>>

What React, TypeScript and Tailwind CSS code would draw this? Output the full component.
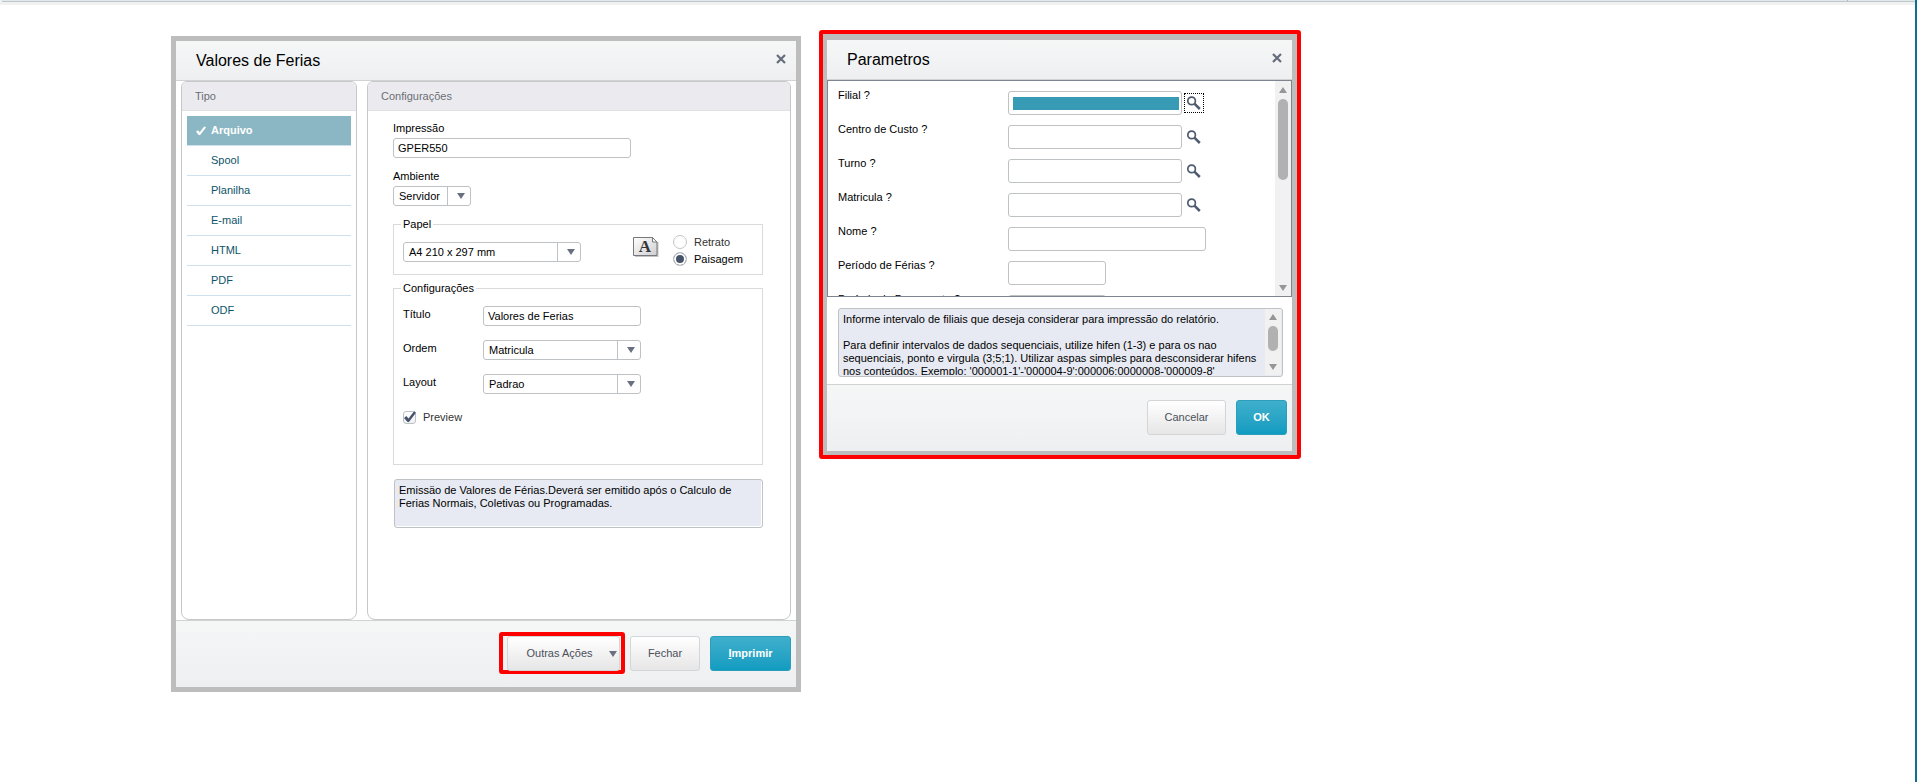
import { useId, type ReactNode } from "react";
import clsx from "clsx";

const outputTypes = ["Arquivo", "Spool", "Planilha", "E-mail", "HTML", "PDF", "ODF"];

const params = [
  { label: "Filial ?", width: "w-[174px]", lookup: true, filled: true },
  { label: "Centro de Custo ?", width: "w-[174px]", lookup: true },
  { label: "Turno ?", width: "w-[174px]", lookup: true },
  { label: "Matricula ?", width: "w-[174px]", lookup: true },
  { label: "Nome ?", width: "w-[198px]" },
  { label: "Período de Férias ?", width: "w-[98px]" },
  { label: "Período de Pagamento ?", width: "w-[98px]" },
];

const helpText = `Informe intervalo de filiais que deseja considerar para impressão do relatório.

Para definir intervalos de dados sequenciais, utilize hifen (1-3) e para os nao sequenciais, ponto e virgula (3;5;1). Utilizar aspas simples para desconsiderar hifens nos conteúdos. Exemplo: '000001-1'-'000004-9':000006:0000008-'000009-8'`;

function Triangle({ up, className }: { up?: boolean; className?: string }) {
  return (
    <svg viewBox="0 0 8 6" className={clsx("h-1.5 w-2 shrink-0", className)} fill="currentColor" aria-hidden="true">
      <path d={up ? "M0 6 4 0 8 6Z" : "M0 0H8L4 6Z"} />
    </svg>
  );
}

function CheckMark({ className }: { className?: string }) {
  return (
    <svg viewBox="0 0 12 12" className={className} fill="none" stroke="currentColor" aria-hidden="true">
      <path d="M1.2 6 4.6 10" strokeWidth="3" />
      <path d="M3.8 10.4 11 1" strokeWidth="2.4" />
    </svg>
  );
}

function Magnifier() {
  return (
    <svg viewBox="0 0 14 14" className="h-3.5 w-3.5" fill="none" stroke="#4f5b70" aria-hidden="true">
      <circle cx="4.6" cy="4.9" r="3.8" strokeWidth="1.7" />
      <path d="M7.4 7.6 12.8 13" strokeWidth="2.5" />
    </svg>
  );
}

function LandscapeIcon() {
  return (
    <svg viewBox="0 0 26 21" className="h-[21px] w-[26px]" aria-hidden="true">
      <defs>
        <linearGradient id="sheet" x1="0" y1="0" x2="1" y2="1">
          <stop offset="0" stopColor="#ffffff" />
          <stop offset="1" stopColor="#cfcfd1" />
        </linearGradient>
      </defs>
      <path d="M2 5H25.5V20H2Z" fill="#c4c4c4" />
      <path d="M.5 .5H19.5L24 5V18.5H.5Z" fill="url(#sheet)" stroke="#77797c" />
      <path d="M19.5 .5V5H24Z" fill="#fafafa" stroke="#77797c" strokeLinejoin="round" />
      <text x="12" y="15" textAnchor="middle" fontFamily="Liberation Serif, serif" fontWeight="700" fontSize="17" fill="#33363b">
        A
      </text>
    </svg>
  );
}

function ScrollBar({ thumb, className }: { thumb: string; className?: string }) {
  return (
    <div className={clsx("flex w-4 shrink-0 flex-col items-center bg-[#f1f1f1] text-[#969696]", className)}>
      <Triangle up />
      <div className={clsx("mt-1.5 w-2.5 rounded-full bg-[#b1b1b1]", thumb)} />
      <Triangle className="mt-auto" />
    </div>
  );
}

function TitleBar({ title }: { title: string }) {
  return (
    <header className="flex h-10 items-center justify-between border-b border-[#d0d2d3] bg-linear-to-b from-[#f5f7f7] to-[#edeff1] pr-2.5 pl-5">
      <h2 className="text-base">{title}</h2>
      <button type="button" aria-label="Fechar" className="-mt-1 text-[#656d7b]">
        <svg viewBox="0 0 10 10" className="h-2.5 w-2.5" stroke="currentColor" strokeWidth="2.2" aria-hidden="true">
          <path d="M1 1 9 9M9 1 1 9" />
        </svg>
      </button>
    </header>
  );
}

function DialogFooter({ children }: { children: ReactNode }) {
  return (
    <footer className="flex h-[67px] items-start justify-end gap-2.5 border-t border-[#d0d2d3] bg-linear-to-b from-[#f5f7f7] to-[#edeff1] pt-[15px] pr-[5px]">
      {children}
    </footer>
  );
}

function Button({ primary, className, children }: { primary?: boolean; className?: string; children: ReactNode }) {
  return (
    <button
      type="button"
      className={clsx(
        "flex h-[35px] items-center justify-center rounded-[3px] border bg-linear-to-b",
        primary
          ? "border-[#2c9dbb] from-[#3eafcc] to-[#0f9cc1] font-bold text-white"
          : "border-[#d3d5d7] from-white to-[#e6e6e7] text-[#4b505a]",
        className,
      )}
    >
      {children}
    </button>
  );
}

function Panel({ title, className, children }: { title: string; className?: string; children: ReactNode }) {
  return (
    <section className={clsx("rounded-t-md rounded-b-lg border border-[#c5c7c9] bg-white", className)}>
      <h3 className="flex h-[29px] items-center rounded-t-[5px] border-b border-[#dfe0e2] bg-[#ebebef] pl-[13px] text-[#6b6e75]">
        {title}
      </h3>
      {children}
    </section>
  );
}

function SelectBox({ id, value, className }: { id?: string; value: string; className: string }) {
  return (
    <div className={clsx("relative h-5", className)}>
      <select
        id={id}
        aria-label={id ? undefined : "Papel"}
        className="h-5 w-full appearance-none rounded-[3px] border border-[#bfc2c4] bg-white pl-[5px]"
      >
        <option>{value}</option>
      </select>
      <span className="pointer-events-none absolute inset-y-0 right-0 flex w-6 items-center justify-center border-l border-[#bfc2c4] pl-0.5 text-[#687081]">
        <Triangle />
      </span>
    </div>
  );
}

const inputClass = "h-5 rounded-[3px] border border-[#bfc2c4] bg-white px-1";

function FieldRow({ id, label, children }: { id: string; label: string; children: ReactNode }) {
  return (
    <div className="flex items-start">
      <label htmlFor={id} className="w-20 pt-0.5">
        {label}
      </label>
      {children}
    </div>
  );
}

function PrintDialog() {
  return (
    <div role="dialog" aria-label="Valores de Ferias" className="mt-1.5 w-[630px] border-5 border-[#bdbdbd] bg-white">
      <TitleBar title="Valores de Ferias" />

      <div className="flex min-h-[539px] gap-2.5 px-[5px]">
        <Panel title="Tipo" className="w-44">
          <ul className="p-[5px]">
            {outputTypes.map((type, i) => (
              <li key={type} className="border-b border-[#cfdfeb]">
                <button
                  type="button"
                  className={clsx(
                    "flex h-[29px] w-full items-center",
                    i === 0 ? "bg-[#8bb7c4] font-bold text-white" : "text-[#0d5468]",
                  )}
                >
                  <span className="flex w-6 justify-end pr-[5px]">
                    {i === 0 && <CheckMark className="h-2.5 w-2.5" />}
                  </span>
                  {type}
                </button>
              </li>
            ))}
          </ul>
        </Panel>

        <Panel title="Configurações" className="flex-1">
          <form className="flex flex-col px-[25px] pt-[11px]">
            <label htmlFor="impressao">Impressão</label>
            <input id="impressao" defaultValue="GPER550" className={clsx(inputClass, "mt-[3px] w-[238px]")} />

            <label htmlFor="ambiente" className="mt-3">
              Ambiente
            </label>
            <SelectBox id="ambiente" value="Servidor" className="mt-[3px] w-[78px]" />

            <fieldset className="mt-3 mr-[2px] border border-[#d8dadb] px-[9px] pb-3">
              <legend className="-ml-0.5 px-0.5">Papel</legend>
              <div className="flex items-start pt-[11px]">
                <SelectBox value="A4 210 x 297 mm" className="w-[178px]" />
                <div className="-mt-[5px] ml-[52px]">
                  <LandscapeIcon />
                </div>
                <div className="-mt-[7px] -mb-4 ml-3.5 flex flex-col gap-[3px]">
                  {["Retrato", "Paisagem"].map((name) => (
                    <label key={name} className="flex h-3.5 items-center gap-[7px] text-[#333] has-checked:text-black">
                      <input
                        type="radio"
                        name="orientacao"
                        defaultChecked={name === "Paisagem"}
                        className="h-3.5 w-3.5 appearance-none rounded-full border border-[#c3c5c8] bg-white checked:bg-[#46536b] checked:shadow-[inset_0_0_0_2px_#fff]"
                      />
                      {name}
                    </label>
                  ))}
                </div>
              </div>
            </fieldset>

            <fieldset className="mt-[7px] mr-[2px] min-h-[183px] border border-[#d8dadb] px-[9px]">
              <legend className="-ml-0.5 px-0.5">Configurações</legend>
              <div className="flex flex-col gap-3.5 pt-[11px]">
                <FieldRow id="titulo" label="Título">
                  <input id="titulo" defaultValue="Valores de Ferias" className={clsx(inputClass, "w-[158px]")} />
                </FieldRow>
                <FieldRow id="ordem" label="Ordem">
                  <SelectBox id="ordem" value="Matricula" className="w-[158px]" />
                </FieldRow>
                <FieldRow id="layout" label="Layout">
                  <SelectBox id="layout" value="Padrao" className="w-[158px]" />
                </FieldRow>
                <label className="relative mt-[3px] flex items-center gap-[7px] text-[#333]">
                  <input
                    type="checkbox"
                    defaultChecked
                    className="peer h-[13px] w-[13px] appearance-none rounded-[3px] border border-[#bfc2c4] bg-linear-to-b from-white to-[#f1f1f1]"
                  />
                  <CheckMark className="absolute top-0 left-px hidden h-3 w-3 text-[#46536b] peer-checked:block" />
                  Preview
                </label>
              </div>
            </fieldset>

            <textarea
              readOnly
              aria-label="Descrição"
              defaultValue="Emissäo de Valores de Férias.Deverá ser emitido após o Calculo de Ferias Normais, Coletivas ou Programadas."
              className="mt-3.5 mr-[2px] ml-px h-[49px] resize-none overflow-hidden rounded-[3px] border border-[#bfc2c4] bg-[#e7eaf2] px-1 py-1 shadow-[inset_-1px_-1px_0_#fff]"
            />
          </form>
        </Panel>
      </div>

      <DialogFooter>
        {/* highlighted action */}
        <div className="-mt-1 -mr-[5px] h-[42px] w-[126px] rounded-[3px] border-4 border-[#ff0000] pl-1">
          <Button className="h-[34px] w-[113px] gap-4 pl-4">
            Outras Ações
            <Triangle className="text-[#687081]" />
          </Button>
        </div>
        <Button className="w-[70px]">Fechar</Button>
        <Button primary className="w-[81px]">
          <span>
            <u>I</u>mprimir
          </span>
        </Button>
      </DialogFooter>
    </div>
  );
}

function ParamRow({ label, width, lookup, filled }: { label: string; width: string; lookup?: boolean; filled?: boolean }) {
  const id = useId();
  return (
    <div className="flex h-[34px] shrink-0 items-start">
      <label htmlFor={id} className="w-[170px]">
        {label}
      </label>
      <div
        className={clsx(
          "mt-0.5 flex h-6 rounded-[3px] border border-[#bfc2c4] bg-white",
          filled && "pt-[5px] pr-0.5 pb-1 pl-1",
          width,
        )}
      >
        <input id={id} className={clsx("w-full min-w-0 outline-none", filled ? "bg-[#379bb5]" : "px-1")} />
      </div>
      {lookup && (
        <button
          type="button"
          aria-label={`Pesquisar ${label}`}
          className={clsx(
            "mt-1 ml-0.5 flex h-5 w-5 items-center justify-center border border-dotted",
            filled ? "border-black" : "border-transparent",
          )}
        >
          <Magnifier />
        </button>
      )}
    </div>
  );
}

function ParametersDialog() {
  return (
    <div className="w-[482px] rounded-[3px] border-4 border-[#ff0000]">
      <div
        role="dialog"
        aria-label="Parametros"
        className="border-t-6 border-r-5 border-b-4 border-l-4 border-[#bdbdbd] bg-white"
      >
        <TitleBar title="Parametros" />

        <div className="flex h-[217px] overflow-hidden border border-[#80848e]">
          <div className="flex flex-1 flex-col overflow-hidden pt-2 pl-2.5">
            {params.map((param) => (
              <ParamRow key={param.label} {...param} />
            ))}
          </div>
          <ScrollBar thumb="h-[81px]" className="pt-1.5 pb-[5px]" />
        </div>

        <div className="pt-[11px] pr-[9px] pb-[7px] pl-[11px]">
          <div className="flex h-[69px] rounded-[3px] border border-[#bfc2c4] bg-[#e7eaf2] pr-px pb-px">
            <textarea
              readOnly
              aria-label="Ajuda"
              defaultValue={helpText}
              className="flex-1 resize-none overflow-hidden pt-1 pl-1"
            />
            <ScrollBar thumb="h-[25px]" className="pt-[5px] pb-[5px]" />
          </div>
        </div>

        <DialogFooter>
          <Button className="w-[79px]">Cancelar</Button>
          <Button primary className="w-[51px]">
            OK
          </Button>
        </DialogFooter>
      </div>
    </div>
  );
}

export default function App() {
  return (
    <div className="min-h-screen border-r-2 border-[#0d7090] bg-white font-['Liberation_Sans',Arial,sans-serif] text-[11px] leading-[13px] text-black">
      <div className="h-[5px] bg-[#f1f1f1]">
        <div className="ml-0.5 flex h-0.5 justify-end border-b border-[#bdc8cd] bg-[#e2e8ea] pr-[67px]">
          <div className="w-px bg-[#a9b5bb]" />
        </div>
      </div>
      <main className="flex items-start gap-[18px] pt-[25px] pl-[171px]">
        <PrintDialog />
        <ParametersDialog />
      </main>
    </div>
  );
}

<<

> What to work on: In the listing, find all lines with the string "full" and copy them.

> Output below:
What React, TypeScript and Tailwind CSS code would draw this? Output the full component.
      <div className={clsx("mt-1.5 w-2.5 rounded-full bg-[#b1b1b1]", thumb)} />
        className="h-5 w-full appearance-none rounded-[3px] border border-[#bfc2c4] bg-white pl-[5px]"
                    "flex h-[29px] w-full items-center",
                        className="h-3.5 w-3.5 appearance-none rounded-full border border-[#c3c5c8] bg-white checked:bg-[#46536b] checked:shadow-[inset_0_0_0_2px_#fff]"
        <input id={id} className={clsx("w-full min-w-0 outline-none", filled ? "bg-[#379bb5]" : "px-1")} />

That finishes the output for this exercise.